Volvo isn't afraid to try new things with inflatables. Those things include its pedestrian airbag and now a child safety seat concept. The new concept has nothing to do with crash-activated airbag systems though, it's a child seat with a fully inflatable structure designed to make the seat lighter and more portable.
Volvo may be far more well known for designing the vehicles that child seats are installed in, but it also has a long history of developing child seats themselves. It began designing child seats half a century ago with what it refers to as the world's first rear-facing child seat prototype. It also takes credit for developing the first rear-facing ISOFIX seat. The Inflatable Child Seat Concept revealed this week is its latest innovation.
"For me, child safety is always the number one priority, and when we lived abroad with two toddlers we had to haul bulky child seats through airports and then into taxis," explains Lawrence Abele, the design manager at Volvo's Monitoring and Concept Center in LA. "For many, traveling with young children is a challenge; any assistance to simplify the parents’ life with young children is a great thing."
What Abele and colleagues came up with is an inflatable car seat that breaks down to fit into a weekend-sized backpack. At the car, a quiet pump system inflates it into full, child-cradling form within 40 seconds. The seat is also Bluetooth-connected, allowing for remote inflation. It weighs less than 11 lb (5 kg), which Volvo says is about half the weight of a contemporary child seat. Like Volvo's very first child seat, the inflatable car seat faces rearward.
"The basic principle remains the same as fifty years ago," says Professor Lotta Jakobsson, senior technical specialist at Volvo Cars Safety Center. "The smallest children must always travel facing the rear until the age of three to four."
For strength and durability, Volvo uses a drop-stitch fabric imported over from the boating industry. Since the inflatable car seat is a concept and not a marketable product, Volvo doesn't specify whether or not it meets applicable safety regulations. All Abele says on the matter is: "The goal was to design a seat as safe, or safer, than anything on the market right now, but second to that, I want everyone, including kids, to be exposed to great design every day."
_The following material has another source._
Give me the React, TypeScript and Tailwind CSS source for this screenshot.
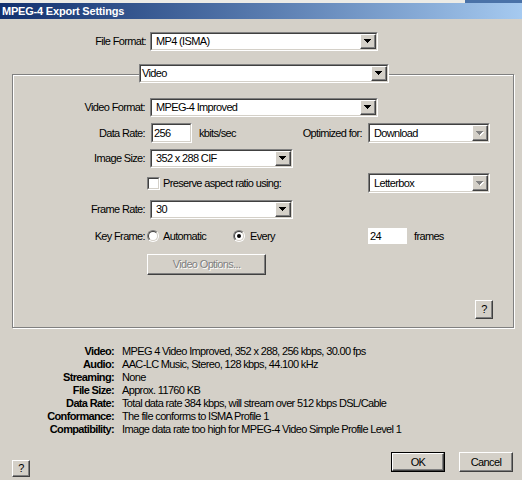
import React from 'react';

const sunkenOuter = 'border border-t-[#808080] border-l-[#808080] border-r-white border-b-white';
const sunkenInner = 'border border-t-[#404040] border-l-[#404040] border-r-[#d4d0c8] border-b-[#d4d0c8]';
const raised =
  'border border-t-white border-l-white border-r-[#404040] border-b-[#404040] shadow-[inset_-1px_-1px_0_#808080] bg-[#d4d0c8]';

function Arrow({ disabled }: { disabled?: boolean }) {
  const rows = [
    [0, 7],
    [1, 5],
    [2, 3],
    [3, 1],
  ];
  return (
    <svg width="8" height="5" viewBox="0 0 8 5" shapeRendering="crispEdges">
      {disabled &&
        rows.map(([i, w]) => <rect key={'s' + i} x={i + 1} y={i + 1} width={w} height={1} fill="#ffffff" />)}
      {rows.map(([i, w]) => (
        <rect key={i} x={i} y={i} width={w} height={1} fill={disabled ? '#808080' : '#000000'} />
      ))}
    </svg>
  );
}

function Combo({ text, className, disabled, pad = 'pl-[4px]' }: { text: string; className: string; disabled?: boolean; pad?: string }) {
  return (
    <div className={`flex shrink-0 ${sunkenOuter} ${className}`}>
      <div className={`flex flex-1 bg-white ${sunkenInner}`}>
        <span className={`flex-1 flex items-center whitespace-nowrap ${pad}`}>{text}</span>
        <div className={`w-[16px] flex items-center justify-center ${raised}`}>
          <Arrow disabled={disabled} />
        </div>
      </div>
    </div>
  );
}

function TextBox({ text, className }: { text: string; className: string }) {
  return (
    <div className={`flex shrink-0 ${sunkenOuter} ${className}`}>
      <div className={`flex flex-1 items-center bg-white pl-[1px] ${sunkenInner}`}>{text}</div>
    </div>
  );
}

function Radio({ checked }: { checked?: boolean }) {
  return (
    <div className="w-[12px] h-[12px] shrink-0 rounded-full border border-t-[#808080] border-l-[#808080] border-r-white border-b-white">
      <div className="w-full h-full rounded-full bg-white flex items-center justify-center border border-t-[#404040] border-l-[#404040] border-r-[#d4d0c8] border-b-[#d4d0c8]">
        {checked && <div className="w-[4px] h-[4px] rounded-full bg-black" />}
      </div>
    </div>
  );
}

function Label({ children }: { children: React.ReactNode }) {
  return <span className="w-[132px] shrink-0 text-right whitespace-nowrap">{children}</span>;
}

const info: [string, string][] = [
  ['Video:', 'MPEG 4 Video Improved, 352 x 288, 256 kbps, 30.00 fps'],
  ['Audio:', 'AAC-LC Music, Stereo, 128 kbps, 44.100 kHz'],
  ['Streaming:', 'None'],
  ['File Size:', 'Approx. 11760 KB'],
  ['Data Rate:', 'Total data rate 384 kbps, will stream over 512 kbps DSL/Cable'],
  ['Conformance:', 'The file conforms to ISMA Profile 1'],
  ['Compatibility:', 'Image data rate too high for MPEG-4 Video Simple Profile Level 1'],
];

export default function App() {
  return (
    <div className="w-[522px] h-[480px] overflow-hidden bg-[#d4d0c8] flex flex-col text-[11px] leading-none tracking-[-0.65px] text-black font-['Liberation_Sans',Arial,sans-serif]">
      {/* window edge above */}
      <div className="h-[3px] flex">
        <div className="flex-1 bg-[#ecebe6]" />
        <div className="w-[57px] bg-[#4a72a8]" />
      </div>

      {/* title bar */}
      <div className="h-[16px] flex items-center pl-[2px] bg-gradient-to-r from-[#12306e] to-[#a6caf0] text-white font-bold tracking-[-0.2px]">
        MPEG-4 Export Settings
      </div>

      {/* file format */}
      <div className="mt-[13px] h-[19px] flex items-center">
        <span className="w-[146px] text-right">File Format:</span>
        <Combo text="MP4 (ISMA)" className="ml-[4px] w-[228px] h-[19px]" />
      </div>

      {/* group box */}
      <div className="mt-[23px] ml-[12px] w-[502px] h-[254px] flex flex-col border border-[#808080] shadow-[inset_1px_1px_0_#ffffff,1px_1px_0_#ffffff]">
        <Combo text="Video" pad="pl-[1px]" className="-mt-[11px] ml-[126px] w-[250px] h-[19px]" />

        <div className="mt-[15px] h-[19px] flex items-center">
          <Label>Video Format:</Label>
          <Combo text="MPEG-4 Improved" className="ml-[5px] w-[228px] h-[19px]" />
        </div>

        <div className="mt-[6px] h-[20px] flex items-center">
          <Label>Data Rate:</Label>
          <TextBox text="256" className="ml-[6px] w-[41px] h-[20px]" />
          <span className="ml-[7px]">kbits/sec</span>
          <span className="ml-auto whitespace-nowrap">Optimized for:</span>
          <Combo text="Download" disabled className="ml-[6px] mr-[23px] w-[122px] h-[20px]" />
        </div>

        <div className="mt-[6px] h-[19px] flex items-center">
          <Label>Image Size:</Label>
          <Combo text="352 x 288 CIF" className="ml-[5px] w-[143px] h-[19px]" />
        </div>

        <div className="mt-[5px] h-[20px] flex items-center">
          <div className="ml-[134px] w-[13px] h-[13px] shrink-0 border border-t-[#808080] border-l-[#808080] border-r-white border-b-white">
            <div className="w-full h-full bg-white border border-t-[#404040] border-l-[#404040] border-r-[#d4d0c8] border-b-[#d4d0c8]" />
          </div>
          <span className="ml-[3px]">Preserve aspect ratio using:</span>
          <Combo text="Letterbox" disabled className="ml-auto mr-[23px] w-[122px] h-[20px]" />
        </div>

        <div className="mt-[7px] h-[19px] flex items-center">
          <Label>Frame Rate:</Label>
          <Combo text="30" className="ml-[5px] w-[143px] h-[19px]" />
        </div>

        <div className="mt-[9px] h-[16px] flex items-center">
          <Label>Key Frame:</Label>
          <div className="ml-[2px]">
            <Radio />
          </div>
          <span className="ml-[4px] w-[70px]">Automatic</span>
          <Radio checked />
          <span className="ml-[5px] w-[118px]">Every</span>
          <div className="w-[39px] h-[16px] bg-white flex items-center pl-[2px]">24</div>
          <span className="ml-[7px]">frames</span>
        </div>

        <div className={`mt-[10px] ml-[134px] w-[119px] h-[21px] flex items-center justify-center text-[#808080] [text-shadow:1px_1px_0_#ffffff] ${raised}`}>
          Video Options...
        </div>

        <div className={`mt-[25px] ml-[462px] w-[18px] h-[19px] flex items-center justify-center ${raised}`}>?</div>
      </div>

      {/* summary */}
      <div className="mt-[17px] flex flex-col">
        {info.map(([k, v]) => (
          <div key={k} className="h-[13px] flex items-center">
            <span className="w-[114px] shrink-0 text-right font-bold">{k}</span>
            <span className="ml-[8px] whitespace-nowrap">{v}</span>
          </div>
        ))}
      </div>

      {/* bottom buttons */}
      <div className="mt-[16px] flex items-start">
        <div className={`mt-[8px] ml-[12px] w-[18px] h-[17px] flex items-center justify-center ${raised}`}>?</div>
        <div className="ml-auto w-[54px] h-[20px] border border-black flex">
          <div className={`flex-1 flex items-center justify-center ${raised}`}>OK</div>
        </div>
        <div className={`ml-[14px] mr-[9px] w-[54px] h-[20px] flex items-center justify-center ${raised}`}>Cancel</div>
      </div>
    </div>
  );
}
As much as we like innovative inflatables, a child seat seems like a misapplication of inflatable design. There are few things in the world that a parent would want to exceed the highest engineering and safety standards more than a car seat. Using an inflatable system that could potentially pop or develop a leak, even if it is every bit as safe as a regular car seat on paper, seems like it would be an awfully difficult sell.
What do you think? If Volvo were to pursue this design and put it on the market, would you consider an inflatable car seat for your child?